Con su edad, y las distancias, se volvió complicado visitar a su tío en el hospital. Hasta donde sabía, por lo que le decía su padre, no dejaban a los niños entrar. Ella no se consideraba traviesa, no era como sus vecinos que en lugar de hacer los deberes se la pasaban todo el día en la calle jugando. Ella no ERA así, merecía que la dejaran verlo; para pedir perdón, para escucharlo decir por última vez: eres una muñequita. El deseo no se cumplió y cuando le llamaron a su madre, a las 6:15am un jueves, mientras ella desayunaba antes de irse a la secundaria, se dio cuenta de que nunca podría volver a corregir ese error: haber sido infinitamente egoísta, la hizo perder una parte de sí misma, decepcionarse de sí misma, exigirse más a sí misma. Sólo ella sabe en realidad cuantas veces se reprochó internamente por lo pasado. Él(su tío)murió y ella lloró un año después.

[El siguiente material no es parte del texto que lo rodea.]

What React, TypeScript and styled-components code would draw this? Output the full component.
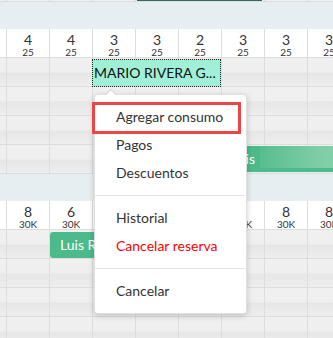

Esa culpa que la annegó tan pequeña, la cambió drásticamente. Ya no podía ser egoísta. Pero todo tenía su precio; ahora se sentía pisoteada, y nadie sabía su nombre. Un fantasma al menos tenía certeza de su existencia; ella, no.
Los ojos ya estaban deshechos entre las sábanas y se mantenían fijos en el librero de su cuarto. Entre los libros de la parte superior lo estaba todo, y ahora los contemplaba recelosa, como si de un momento a otro todo fuera a escaparse por la ventana. Y es que esa era la tarea de ahora, vaciar todos los espacios de memorias. Porque todo estaba lleno de él (un muro).
El sonido de agua agitada detuvo sus cavilaciones, se preguntó cuanto tiempo estuvo ese ruido sin que ella se percatara. Buscó la fuente y hallarla le provocó levantarse de golpe, hasta casi caerse: Audrey estaba fuera del agua, moviendo las aletas agitadamente. Ese movimiento tan inestable le recordó a su condición minutos atrás sobre la cama. La tomó con cuidado entre sus manos y la dejo caer dentro de su pecera. El pez tardó unos minutos en recuperarse, nadaba de lado a lado, asegurando la estabilidad del espacio.
Ella era un pez fuera del agua, pero la pecera estaba tan lejana que la esperanza de recobrar su estado cotidiano, se le antojaba imposible. Contuvo el aire por segundos, lo mantuvo dentro de su cuerpo y se acercó al librero. Lo jaló de uno de los extremos y todo se vino abajo. No le servía de nada vivir de recuerdos, mucho menos de migajas.